● **Work required**:
Restate the full listing word for word and leave the pictures out.

== == ==

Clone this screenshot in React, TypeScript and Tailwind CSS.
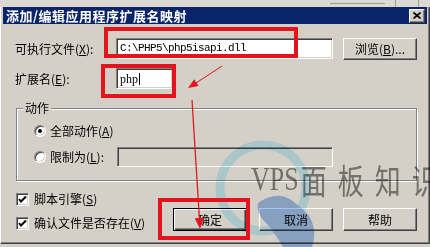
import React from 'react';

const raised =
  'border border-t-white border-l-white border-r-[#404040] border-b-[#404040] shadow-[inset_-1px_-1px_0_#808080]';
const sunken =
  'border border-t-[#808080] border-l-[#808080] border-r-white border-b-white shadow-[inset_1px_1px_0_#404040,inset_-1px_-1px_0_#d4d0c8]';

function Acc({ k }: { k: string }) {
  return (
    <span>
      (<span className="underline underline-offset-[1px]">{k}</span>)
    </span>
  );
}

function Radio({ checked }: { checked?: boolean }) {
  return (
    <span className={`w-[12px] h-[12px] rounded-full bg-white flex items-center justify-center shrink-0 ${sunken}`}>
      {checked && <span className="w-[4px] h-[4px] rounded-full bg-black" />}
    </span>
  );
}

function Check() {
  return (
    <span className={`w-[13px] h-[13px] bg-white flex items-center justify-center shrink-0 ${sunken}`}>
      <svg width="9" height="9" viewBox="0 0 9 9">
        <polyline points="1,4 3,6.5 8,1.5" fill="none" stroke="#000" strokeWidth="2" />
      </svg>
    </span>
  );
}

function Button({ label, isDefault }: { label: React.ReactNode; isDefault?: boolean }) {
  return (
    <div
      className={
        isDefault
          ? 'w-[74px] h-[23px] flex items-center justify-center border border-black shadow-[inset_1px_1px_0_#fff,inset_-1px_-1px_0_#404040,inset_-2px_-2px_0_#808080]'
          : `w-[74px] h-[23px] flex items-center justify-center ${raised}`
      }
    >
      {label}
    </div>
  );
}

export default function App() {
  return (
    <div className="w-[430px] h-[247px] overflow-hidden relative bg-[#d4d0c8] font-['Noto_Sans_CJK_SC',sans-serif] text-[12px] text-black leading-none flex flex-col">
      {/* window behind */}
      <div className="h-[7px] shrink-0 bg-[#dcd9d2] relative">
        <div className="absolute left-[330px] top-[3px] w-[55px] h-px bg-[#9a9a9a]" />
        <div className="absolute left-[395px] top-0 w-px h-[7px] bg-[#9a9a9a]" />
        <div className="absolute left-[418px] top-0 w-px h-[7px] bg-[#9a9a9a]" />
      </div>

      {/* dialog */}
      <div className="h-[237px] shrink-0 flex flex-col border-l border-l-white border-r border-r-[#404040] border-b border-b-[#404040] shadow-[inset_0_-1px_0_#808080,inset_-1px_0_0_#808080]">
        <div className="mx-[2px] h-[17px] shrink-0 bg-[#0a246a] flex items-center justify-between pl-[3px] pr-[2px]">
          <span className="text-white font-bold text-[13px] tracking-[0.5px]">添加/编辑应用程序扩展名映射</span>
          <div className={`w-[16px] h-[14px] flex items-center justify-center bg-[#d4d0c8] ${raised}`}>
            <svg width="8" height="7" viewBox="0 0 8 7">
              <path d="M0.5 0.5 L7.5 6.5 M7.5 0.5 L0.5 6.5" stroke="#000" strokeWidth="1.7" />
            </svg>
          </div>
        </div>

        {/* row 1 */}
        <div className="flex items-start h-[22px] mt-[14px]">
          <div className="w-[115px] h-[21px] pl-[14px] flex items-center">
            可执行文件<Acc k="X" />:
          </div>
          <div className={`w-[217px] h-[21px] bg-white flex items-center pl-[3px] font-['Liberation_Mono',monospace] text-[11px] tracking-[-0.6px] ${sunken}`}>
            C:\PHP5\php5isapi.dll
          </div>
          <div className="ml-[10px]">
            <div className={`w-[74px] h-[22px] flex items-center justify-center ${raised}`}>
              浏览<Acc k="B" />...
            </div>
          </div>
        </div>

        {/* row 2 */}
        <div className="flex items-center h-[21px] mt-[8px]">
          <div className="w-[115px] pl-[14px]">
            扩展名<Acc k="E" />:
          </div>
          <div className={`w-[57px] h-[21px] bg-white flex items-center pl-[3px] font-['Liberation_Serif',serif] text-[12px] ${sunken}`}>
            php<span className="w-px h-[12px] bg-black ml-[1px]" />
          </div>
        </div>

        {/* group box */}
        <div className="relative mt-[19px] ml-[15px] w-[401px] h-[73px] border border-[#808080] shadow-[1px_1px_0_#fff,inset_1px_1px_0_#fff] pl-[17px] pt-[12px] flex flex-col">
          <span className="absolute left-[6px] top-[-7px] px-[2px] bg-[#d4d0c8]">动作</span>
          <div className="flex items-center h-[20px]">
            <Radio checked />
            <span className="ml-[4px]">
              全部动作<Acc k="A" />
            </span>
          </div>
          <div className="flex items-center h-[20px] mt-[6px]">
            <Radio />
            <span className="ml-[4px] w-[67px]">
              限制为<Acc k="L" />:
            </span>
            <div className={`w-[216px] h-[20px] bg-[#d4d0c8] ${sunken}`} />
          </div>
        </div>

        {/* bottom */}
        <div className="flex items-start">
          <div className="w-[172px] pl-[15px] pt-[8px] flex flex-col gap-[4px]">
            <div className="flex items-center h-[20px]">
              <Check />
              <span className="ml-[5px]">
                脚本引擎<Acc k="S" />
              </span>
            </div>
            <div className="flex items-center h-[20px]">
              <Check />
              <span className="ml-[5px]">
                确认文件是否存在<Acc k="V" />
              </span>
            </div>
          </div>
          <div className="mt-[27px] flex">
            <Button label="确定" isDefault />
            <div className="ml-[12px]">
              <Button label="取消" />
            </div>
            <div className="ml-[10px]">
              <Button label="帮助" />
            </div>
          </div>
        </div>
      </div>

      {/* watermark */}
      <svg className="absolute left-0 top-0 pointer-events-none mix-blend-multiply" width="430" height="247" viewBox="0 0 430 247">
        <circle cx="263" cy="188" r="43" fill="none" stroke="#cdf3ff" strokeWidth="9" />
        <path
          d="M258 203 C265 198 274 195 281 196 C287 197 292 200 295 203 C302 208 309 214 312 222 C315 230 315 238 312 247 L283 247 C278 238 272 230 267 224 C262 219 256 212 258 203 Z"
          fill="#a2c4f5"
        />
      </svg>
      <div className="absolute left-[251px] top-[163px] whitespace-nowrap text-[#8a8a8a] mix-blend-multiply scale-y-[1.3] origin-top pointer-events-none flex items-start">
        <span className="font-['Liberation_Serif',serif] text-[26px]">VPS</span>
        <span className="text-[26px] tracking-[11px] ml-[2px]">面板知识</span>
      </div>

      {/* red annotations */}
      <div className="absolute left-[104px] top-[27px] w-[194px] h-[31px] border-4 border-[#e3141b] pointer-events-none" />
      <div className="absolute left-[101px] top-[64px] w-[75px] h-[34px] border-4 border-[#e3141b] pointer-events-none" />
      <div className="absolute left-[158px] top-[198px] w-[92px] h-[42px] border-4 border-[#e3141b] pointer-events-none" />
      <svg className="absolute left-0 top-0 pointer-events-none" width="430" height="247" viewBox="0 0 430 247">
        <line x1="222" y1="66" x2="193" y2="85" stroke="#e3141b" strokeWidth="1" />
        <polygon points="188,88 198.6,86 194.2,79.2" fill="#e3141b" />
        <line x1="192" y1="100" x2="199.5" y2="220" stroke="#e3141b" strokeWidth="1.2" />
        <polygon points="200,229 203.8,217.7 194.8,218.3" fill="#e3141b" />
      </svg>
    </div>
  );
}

== == ==

● **Full solution**:
Clone this screenshot in React, TypeScript and Tailwind CSS.
import React from 'react';

const raised =
  'border border-t-white border-l-white border-r-[#404040] border-b-[#404040] shadow-[inset_-1px_-1px_0_#808080]';
const sunken =
  'border border-t-[#808080] border-l-[#808080] border-r-white border-b-white shadow-[inset_1px_1px_0_#404040,inset_-1px_-1px_0_#d4d0c8]';

function Acc({ k }: { k: string }) {
  return (
    <span>
      (<span className="underline underline-offset-[1px]">{k}</span>)
    </span>
  );
}

function Radio({ checked }: { checked?: boolean }) {
  return (
    <span className={`w-[12px] h-[12px] rounded-full bg-white flex items-center justify-center shrink-0 ${sunken}`}>
      {checked && <span className="w-[4px] h-[4px] rounded-full bg-black" />}
    </span>
  );
}

function Check() {
  return (
    <span className={`w-[13px] h-[13px] bg-white flex items-center justify-center shrink-0 ${sunken}`}>
      <svg width="9" height="9" viewBox="0 0 9 9">
        <polyline points="1,4 3,6.5 8,1.5" fill="none" stroke="#000" strokeWidth="2" />
      </svg>
    </span>
  );
}

function Button({ label, isDefault }: { label: React.ReactNode; isDefault?: boolean }) {
  return (
    <div
      className={
        isDefault
          ? 'w-[74px] h-[23px] flex items-center justify-center border border-black shadow-[inset_1px_1px_0_#fff,inset_-1px_-1px_0_#404040,inset_-2px_-2px_0_#808080]'
          : `w-[74px] h-[23px] flex items-center justify-center ${raised}`
      }
    >
      {label}
    </div>
  );
}

export default function App() {
  return (
    <div className="w-[430px] h-[247px] overflow-hidden relative bg-[#d4d0c8] font-['Noto_Sans_CJK_SC',sans-serif] text-[12px] text-black leading-none flex flex-col">
      {/* window behind */}
      <div className="h-[7px] shrink-0 bg-[#dcd9d2] relative">
        <div className="absolute left-[330px] top-[3px] w-[55px] h-px bg-[#9a9a9a]" />
        <div className="absolute left-[395px] top-0 w-px h-[7px] bg-[#9a9a9a]" />
        <div className="absolute left-[418px] top-0 w-px h-[7px] bg-[#9a9a9a]" />
      </div>

      {/* dialog */}
      <div className="h-[237px] shrink-0 flex flex-col border-l border-l-white border-r border-r-[#404040] border-b border-b-[#404040] shadow-[inset_0_-1px_0_#808080,inset_-1px_0_0_#808080]">
        <div className="mx-[2px] h-[17px] shrink-0 bg-[#0a246a] flex items-center justify-between pl-[3px] pr-[2px]">
          <span className="text-white font-bold text-[13px] tracking-[0.5px]">添加/编辑应用程序扩展名映射</span>
          <div className={`w-[16px] h-[14px] flex items-center justify-center bg-[#d4d0c8] ${raised}`}>
            <svg width="8" height="7" viewBox="0 0 8 7">
              <path d="M0.5 0.5 L7.5 6.5 M7.5 0.5 L0.5 6.5" stroke="#000" strokeWidth="1.7" />
            </svg>
          </div>
        </div>

        {/* row 1 */}
        <div className="flex items-start h-[22px] mt-[14px]">
          <div className="w-[115px] h-[21px] pl-[14px] flex items-center">
            可执行文件<Acc k="X" />:
          </div>
          <div className={`w-[217px] h-[21px] bg-white flex items-center pl-[3px] font-['Liberation_Mono',monospace] text-[11px] tracking-[-0.6px] ${sunken}`}>
            C:\PHP5\php5isapi.dll
          </div>
          <div className="ml-[10px]">
            <div className={`w-[74px] h-[22px] flex items-center justify-center ${raised}`}>
              浏览<Acc k="B" />...
            </div>
          </div>
        </div>

        {/* row 2 */}
        <div className="flex items-center h-[21px] mt-[8px]">
          <div className="w-[115px] pl-[14px]">
            扩展名<Acc k="E" />:
          </div>
          <div className={`w-[57px] h-[21px] bg-white flex items-center pl-[3px] font-['Liberation_Serif',serif] text-[12px] ${sunken}`}>
            php<span className="w-px h-[12px] bg-black ml-[1px]" />
          </div>
        </div>

        {/* group box */}
        <div className="relative mt-[19px] ml-[15px] w-[401px] h-[73px] border border-[#808080] shadow-[1px_1px_0_#fff,inset_1px_1px_0_#fff] pl-[17px] pt-[12px] flex flex-col">
          <span className="absolute left-[6px] top-[-7px] px-[2px] bg-[#d4d0c8]">动作</span>
          <div className="flex items-center h-[20px]">
            <Radio checked />
            <span className="ml-[4px]">
              全部动作<Acc k="A" />
            </span>
          </div>
          <div className="flex items-center h-[20px] mt-[6px]">
            <Radio />
            <span className="ml-[4px] w-[67px]">
              限制为<Acc k="L" />:
            </span>
            <div className={`w-[216px] h-[20px] bg-[#d4d0c8] ${sunken}`} />
          </div>
        </div>

        {/* bottom */}
        <div className="flex items-start">
          <div className="w-[172px] pl-[15px] pt-[8px] flex flex-col gap-[4px]">
            <div className="flex items-center h-[20px]">
              <Check />
              <span className="ml-[5px]">
                脚本引擎<Acc k="S" />
              </span>
            </div>
            <div className="flex items-center h-[20px]">
              <Check />
              <span className="ml-[5px]">
                确认文件是否存在<Acc k="V" />
              </span>
            </div>
          </div>
          <div className="mt-[27px] flex">
            <Button label="确定" isDefault />
            <div className="ml-[12px]">
              <Button label="取消" />
            </div>
            <div className="ml-[10px]">
              <Button label="帮助" />
            </div>
          </div>
        </div>
      </div>

      {/* watermark */}
      <svg className="absolute left-0 top-0 pointer-events-none mix-blend-multiply" width="430" height="247" viewBox="0 0 430 247">
        <circle cx="263" cy="188" r="43" fill="none" stroke="#cdf3ff" strokeWidth="9" />
        <path
          d="M258 203 C265 198 274 195 281 196 C287 197 292 200 295 203 C302 208 309 214 312 222 C315 230 315 238 312 247 L283 247 C278 238 272 230 267 224 C262 219 256 212 258 203 Z"
          fill="#a2c4f5"
        />
      </svg>
      <div className="absolute left-[251px] top-[163px] whitespace-nowrap text-[#8a8a8a] mix-blend-multiply scale-y-[1.3] origin-top pointer-events-none flex items-start">
        <span className="font-['Liberation_Serif',serif] text-[26px]">VPS</span>
        <span className="text-[26px] tracking-[11px] ml-[2px]">面板知识</span>
      </div>

      {/* red annotations */}
      <div className="absolute left-[104px] top-[27px] w-[194px] h-[31px] border-4 border-[#e3141b] pointer-events-none" />
      <div className="absolute left-[101px] top-[64px] w-[75px] h-[34px] border-4 border-[#e3141b] pointer-events-none" />
      <div className="absolute left-[158px] top-[198px] w-[92px] h-[42px] border-4 border-[#e3141b] pointer-events-none" />
      <svg className="absolute left-0 top-0 pointer-events-none" width="430" height="247" viewBox="0 0 430 247">
        <line x1="222" y1="66" x2="193" y2="85" stroke="#e3141b" strokeWidth="1" />
        <polygon points="188,88 198.6,86 194.2,79.2" fill="#e3141b" />
        <line x1="192" y1="100" x2="199.5" y2="220" stroke="#e3141b" strokeWidth="1.2" />
        <polygon points="200,229 203.8,217.7 194.8,218.3" fill="#e3141b" />
      </svg>
    </div>
  );
}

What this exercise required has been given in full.